The food was maybe the biggest change.  They eat cigarettes and espresso for breakfast, have a little pasta for lunch with some more cigarettes and espresso, then eat at 9 pm a lot of food.  What’s crazy is the restaurants close from 3 to 7 or 8, so a couple times we got caught unawares and were eating airplane peanuts to survive trying to make it to 8 pm.  One bad part was the water was all bottled so you had to pay for water, with half of that being sparkling water.  Imagine someone giving you a Sprite, then rinsing it out with water.  The good?  Wine is dirt cheap and available with every meal.  Screw you water!
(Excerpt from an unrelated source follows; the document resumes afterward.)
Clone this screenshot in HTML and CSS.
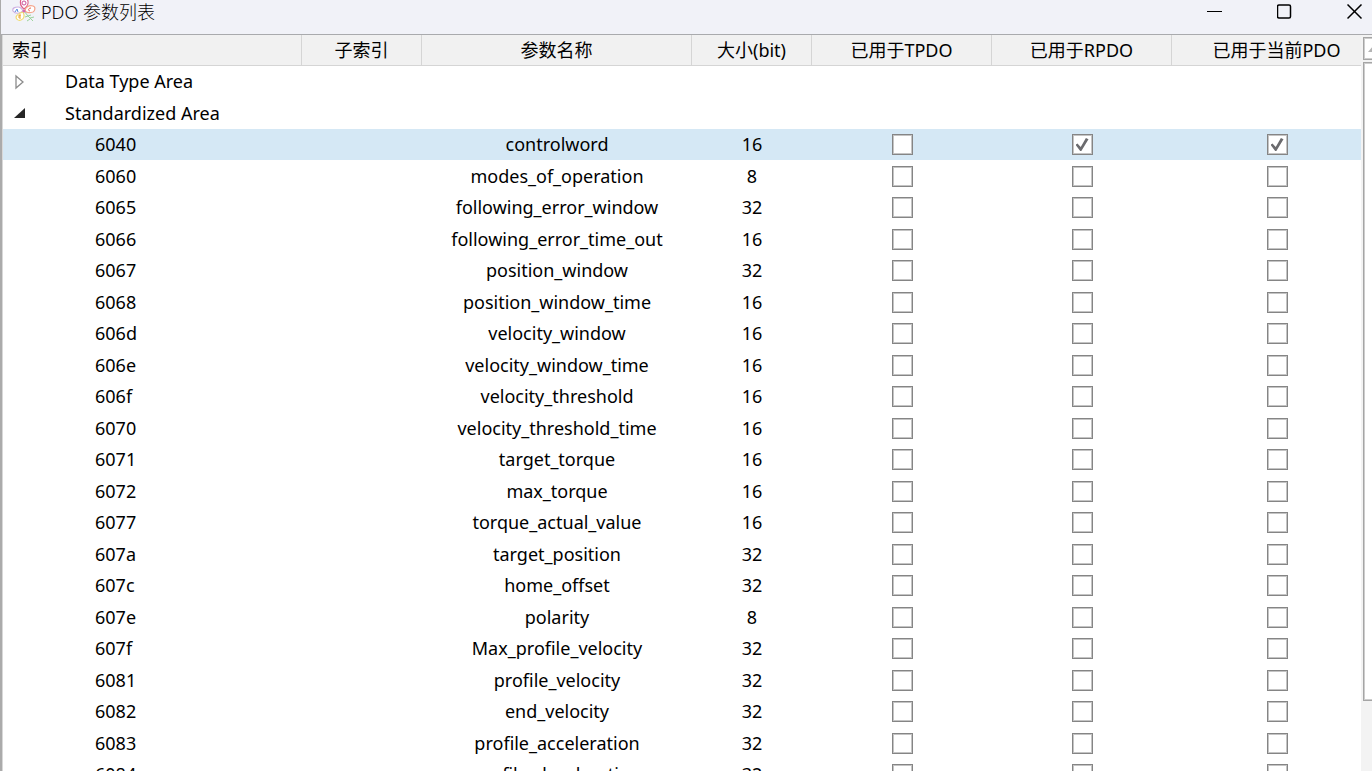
FILE: index.html
```html
<!DOCTYPE html>
<html lang="zh-CN">
<head>
<meta charset="utf-8">
<meta name="viewport" content="width=device-width, initial-scale=1">
<title>PDO 参数列表</title>
<link rel="stylesheet" href="styles.css">
</head>
<body>
<div class="window">
  <header class="titlebar">
    <svg class="app-icon" viewBox="0 0 24 24" aria-hidden="true">
      <g fill="#fff" stroke-width="1.2">
        <path d="M12 9C8 6 8 2 9-1h6c2 3 1 7-3 10z" stroke="#e0608a"/>
        <path d="M11 11C8 14 3 14 1 11c-1-3 2-4 5-4 3 0 4 2 5 4z" stroke="#cdb0e2"/>
        <path d="M13 11c0-4 4-6 8-5 3 1 2 5 0 6-3 1-6 1-8-1z" stroke="#f5a58c"/>
        <path d="M11 12c2 4 1 7-2 8-3 1-5-1-5-3 1-3 4-4 7-5z" stroke="#f0dc70"/>
      </g>
      <circle cx="12" cy="3" r="2" fill="none" stroke="#c94f9a"/>
      <path d="M5 9l-2 3M5 9l1 3" stroke="#5b8de0" fill="none"/>
      <path d="M19 8c-3 0-3 3-1 3" stroke="#e8604c" fill="none"/>
      <path d="M9 15H7v3h2M7 16h2" stroke="#eda52c" fill="none"/>
      <path d="M12 11l4 5 5 5M16 16l-3 1M16 16l3-1M18 19l-3 2M18 18l4-1" stroke="#9cd49c" fill="none"/>
      <circle cx="12" cy="11" r="1.5" fill="#d56ab0"/>
    </svg>
    <h1 class="title">PDO 参数列表</h1>
    <div class="window-buttons">
      <button class="window-button" type="button" aria-label="最小化"><svg viewBox="0 0 16 16"><path d="M0 7.500h15"/></svg></button>
      <button class="window-button" type="button" aria-label="最大化"><svg viewBox="0 0 16 16"><rect class="thick" x="0.500" y="1" width="13" height="13" rx="1.500"/></svg></button>
      <button class="window-button" type="button" aria-label="关闭"><svg viewBox="0 0 16 16"><path class="thick" d="M.5.500l14 14M14.500.500l-14 14"/></svg></button>
    </div>
  </header>
  <main class="content">
    <div class="frame-edge"></div>
    <div class="list">
      <table class="grid">
        <colgroup><col class="c-index"><col class="c-small"><col class="c-name"><col class="c-small"><col class="c-flag"><col class="c-flag"><col class="c-current"></colgroup>
        <thead>
          <tr><th scope="col" class="first">索引</th><th scope="col">子索引</th><th scope="col">参数名称</th><th scope="col">大小(bit)</th><th scope="col">已用于TPDO</th><th scope="col">已用于RPDO</th><th scope="col">已用于当前PDO</th></tr>
        </thead>
        <tbody>
          <tr><td class="group" colspan="7"><div class="group-cell"><button class="toggle" type="button" aria-expanded="false" aria-label="展开"><svg viewBox="0 0 12 16"><path d="M1 2l7 6-7 6z" fill="#fff" stroke="#8c8c8c" stroke-width="1.300"/></svg></button><span>Data Type Area</span></div></td></tr>
          <tr><td class="group" colspan="7"><div class="group-cell"><button class="toggle" type="button" aria-expanded="true" aria-label="折叠"><svg viewBox="0 0 12 16"><path d="M10 3v10H-1z" fill="#262626"/></svg></button><span>Standardized Area</span></div></td></tr>
          <tr class="selected"><td class="index">6040</td><td></td><td>controlword</td><td>16</td><td><input type="checkbox" aria-label="6040 TPDO"></td><td><input type="checkbox" aria-label="6040 RPDO" checked></td><td><input type="checkbox" aria-label="6040 当前PDO" checked></td></tr>
          <tr><td class="index">6060</td><td></td><td>modes_of_operation</td><td>8</td><td><input type="checkbox" aria-label="6060 TPDO"></td><td><input type="checkbox" aria-label="6060 RPDO"></td><td><input type="checkbox" aria-label="6060 当前PDO"></td></tr>
          <tr><td class="index">6065</td><td></td><td>following_error_window</td><td>32</td><td><input type="checkbox" aria-label="6065 TPDO"></td><td><input type="checkbox" aria-label="6065 RPDO"></td><td><input type="checkbox" aria-label="6065 当前PDO"></td></tr>
          <tr><td class="index">6066</td><td></td><td>following_error_time_out</td><td>16</td><td><input type="checkbox" aria-label="6066 TPDO"></td><td><input type="checkbox" aria-label="6066 RPDO"></td><td><input type="checkbox" aria-label="6066 当前PDO"></td></tr>
          <tr><td class="index">6067</td><td></td><td>position_window</td><td>32</td><td><input type="checkbox" aria-label="6067 TPDO"></td><td><input type="checkbox" aria-label="6067 RPDO"></td><td><input type="checkbox" aria-label="6067 当前PDO"></td></tr>
          <tr><td class="index">6068</td><td></td><td>position_window_time</td><td>16</td><td><input type="checkbox" aria-label="6068 TPDO"></td><td><input type="checkbox" aria-label="6068 RPDO"></td><td><input type="checkbox" aria-label="6068 当前PDO"></td></tr>
          <tr><td class="index">606d</td><td></td><td>velocity_window</td><td>16</td><td><input type="checkbox" aria-label="606d TPDO"></td><td><input type="checkbox" aria-label="606d RPDO"></td><td><input type="checkbox" aria-label="606d 当前PDO"></td></tr>
          <tr><td class="index">606e</td><td></td><td>velocity_window_time</td><td>16</td><td><input type="checkbox" aria-label="606e TPDO"></td><td><input type="checkbox" aria-label="606e RPDO"></td><td><input type="checkbox" aria-label="606e 当前PDO"></td></tr>
          <tr><td class="index">606f</td><td></td><td>velocity_threshold</td><td>16</td><td><input type="checkbox" aria-label="606f TPDO"></td><td><input type="checkbox" aria-label="606f RPDO"></td><td><input type="checkbox" aria-label="606f 当前PDO"></td></tr>
          <tr><td class="index">6070</td><td></td><td>velocity_threshold_time</td><td>16</td><td><input type="checkbox" aria-label="6070 TPDO"></td><td><input type="checkbox" aria-label="6070 RPDO"></td><td><input type="checkbox" aria-label="6070 当前PDO"></td></tr>
          <tr><td class="index">6071</td><td></td><td>target_torque</td><td>16</td><td><input type="checkbox" aria-label="6071 TPDO"></td><td><input type="checkbox" aria-label="6071 RPDO"></td><td><input type="checkbox" aria-label="6071 当前PDO"></td></tr>
          <tr><td class="index">6072</td><td></td><td>max_torque</td><td>16</td><td><input type="checkbox" aria-label="6072 TPDO"></td><td><input type="checkbox" aria-label="6072 RPDO"></td><td><input type="checkbox" aria-label="6072 当前PDO"></td></tr>
          <tr><td class="index">6077</td><td></td><td>torque_actual_value</td><td>16</td><td><input type="checkbox" aria-label="6077 TPDO"></td><td><input type="checkbox" aria-label="6077 RPDO"></td><td><input type="checkbox" aria-label="6077 当前PDO"></td></tr>
          <tr><td class="index">607a</td><td></td><td>target_position</td><td>32</td><td><input type="checkbox" aria-label="607a TPDO"></td><td><input type="checkbox" aria-label="607a RPDO"></td><td><input type="checkbox" aria-label="607a 当前PDO"></td></tr>
          <tr><td class="index">607c</td><td></td><td>home_offset</td><td>32</td><td><input type="checkbox" aria-label="607c TPDO"></td><td><input type="checkbox" aria-label="607c RPDO"></td><td><input type="checkbox" aria-label="607c 当前PDO"></td></tr>
          <tr><td class="index">607e</td><td></td><td>polarity</td><td>8</td><td><input type="checkbox" aria-label="607e TPDO"></td><td><input type="checkbox" aria-label="607e RPDO"></td><td><input type="checkbox" aria-label="607e 当前PDO"></td></tr>
          <tr><td class="index">607f</td><td></td><td>Max_profile_velocity</td><td>32</td><td><input type="checkbox" aria-label="607f TPDO"></td><td><input type="checkbox" aria-label="607f RPDO"></td><td><input type="checkbox" aria-label="607f 当前PDO"></td></tr>
          <tr><td class="index">6081</td><td></td><td>profile_velocity</td><td>32</td><td><input type="checkbox" aria-label="6081 TPDO"></td><td><input type="checkbox" aria-label="6081 RPDO"></td><td><input type="checkbox" aria-label="6081 当前PDO"></td></tr>
          <tr><td class="index">6082</td><td></td><td>end_velocity</td><td>32</td><td><input type="checkbox" aria-label="6082 TPDO"></td><td><input type="checkbox" aria-label="6082 RPDO"></td><td><input type="checkbox" aria-label="6082 当前PDO"></td></tr>
          <tr><td class="index">6083</td><td></td><td>profile_acceleration</td><td>32</td><td><input type="checkbox" aria-label="6083 TPDO"></td><td><input type="checkbox" aria-label="6083 RPDO"></td><td><input type="checkbox" aria-label="6083 当前PDO"></td></tr>
          <tr><td class="index">6084</td><td></td><td>profile_deceleration</td><td>32</td><td><input type="checkbox" aria-label="6084 TPDO"></td><td><input type="checkbox" aria-label="6084 RPDO"></td><td><input type="checkbox" aria-label="6084 当前PDO"></td></tr>
        </tbody>
      </table>
    </div>
    <div class="scrollbar">
      <button class="scroll-up" type="button" aria-label="向上滚动"><svg viewBox="0 0 12 8"><path d="M0 7l6-7 6 7z" fill="#b4b4b4"/></svg></button>
      <div class="scroll-thumb"></div>
    </div>
  </main>
</div>
</body>
</html>
```
FILE: styles.css
```css
* { box-sizing: border-box; }

body {
  margin: 0;
  background: #fff;
  color: #000;
  font: 18px/25px "Noto Sans", "Noto Sans CJK SC", sans-serif;
}

button {
  padding: 0;
  border: 0;
  background: none;
  font: inherit;
}

.window {
  display: flex;
  flex-direction: column;
  height: 100vh;
  border-left: 1px solid #ababab;
  overflow: hidden;
}

.titlebar {
  flex: none;
  display: flex;
  align-items: flex-start;
  height: 35px;
  padding: 0 9px 0 11px;
  border-bottom: 1px solid #a9aaad;
  background: #f1f2f8;
}

.app-icon { width: 24px; height: 24px; }

.title {
  flex: 1;
  margin: 0;
  padding-left: 5px;
  font-size: 18px;
  font-weight: 300;
  line-height: 24px;
}

.window-buttons { display: flex; gap: 54px; padding-top: 4px; }
.window-button { width: 16px; height: 16px; }
.window-button svg { display: block; width: 16px; height: 16px; fill: none; stroke: #000; }
.window-button .thick { stroke-width: 1.5; }

.content { flex: 1; min-height: 0; display: flex; }

.frame-edge {
  flex: none;
  width: 2px;
  border-right: 1px solid #d8d8d8;
  background: #ababab;
}

.list { flex: 1; min-width: 0; overflow: hidden; }

.grid {
  width: 1379px;
  table-layout: fixed;
  border-collapse: separate;
  border-spacing: 0;
}
.c-index { width: 299px; }
.c-small { width: 120px; }
.c-name { width: 270px; }
.c-flag { width: 180px; }
.c-current { width: 210px; }

th, td { padding: 0; text-align: center; white-space: nowrap; vertical-align: middle; }

th {
  height: 31px;
  border-right: 1px solid #d5d5d5;
  border-bottom: 1px solid #d5d5d5;
  background: #f1f1f1;
  font-weight: 400;
}
th.first { padding-left: 9px; text-align: left; }

/* Rows alternate so that two of them take 63px. */
tbody tr:nth-child(odd) td { height: 31px; }
tbody tr:nth-child(even) td { height: 32px; }

.selected { background: #d5e8f5; }
td.index { padding-left: 92px; text-align: left; }
td.group { text-align: left; }

.group-cell { display: flex; align-items: center; padding-left: 12px; }
.toggle { width: 50px; height: 16px; text-align: left; }
.toggle svg { display: block; width: 12px; height: 16px; overflow: visible; }

input[type="checkbox"] {
  appearance: none;
  display: block;
  width: 21px;
  height: 21px;
  margin: 0 auto;
  border: 1px solid #858585;
  background: #fff;
  box-shadow: inset 0 0 0 1px #c4c4c4;
}
input[type="checkbox"]:checked::after {
  content: "";
  display: block;
  width: 13px;
  height: 13px;
  margin: 3px;
  background: #6b6b6e;
  clip-path: polygon(0 52%, 15% 42%, 40% 70%, 80% 0, 100% 10%, 45% 100%, 36% 100%);
}

.scrollbar {
  flex: none;
  display: flex;
  flex-direction: column;
  gap: 2px;
  width: 11px;
  padding: 2px 0 70px 2px;
  overflow: hidden;
  background: #f3f3f3;
}
.scroll-up,
.scroll-thumb {
  width: 20px;
  border: 1px solid #a5a5a5;
  background: #fff;
  box-shadow: inset 0 0 0 1px #cdcdcd;
}
.scroll-up { flex: none; height: 23px; padding-left: 4px; }
.scroll-up svg { display: block; width: 12px; height: 8px; }
.scroll-thumb { flex: 1; }
```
The first night we got to Venice and hit up a pizzeria.  Italian pizza is even different – you have to cut it yourself and the number one topping there is ham.  They primarily eat ham.  Raw ham for an appetizer, ham on pizza…ham is about the tenth best meat, but their number two meat for pizza is tuna, so you end up taking the ham.  I couldn’t find a good pizza choice at first, then I saw frankfurter sausage and fried potatoes.  Finally, some sausage!  I ordered it up and it came out with hot dogs and french fries on it.  And it was amazing.  Wait until rednecks figure this one out, it’s the next sensation in America.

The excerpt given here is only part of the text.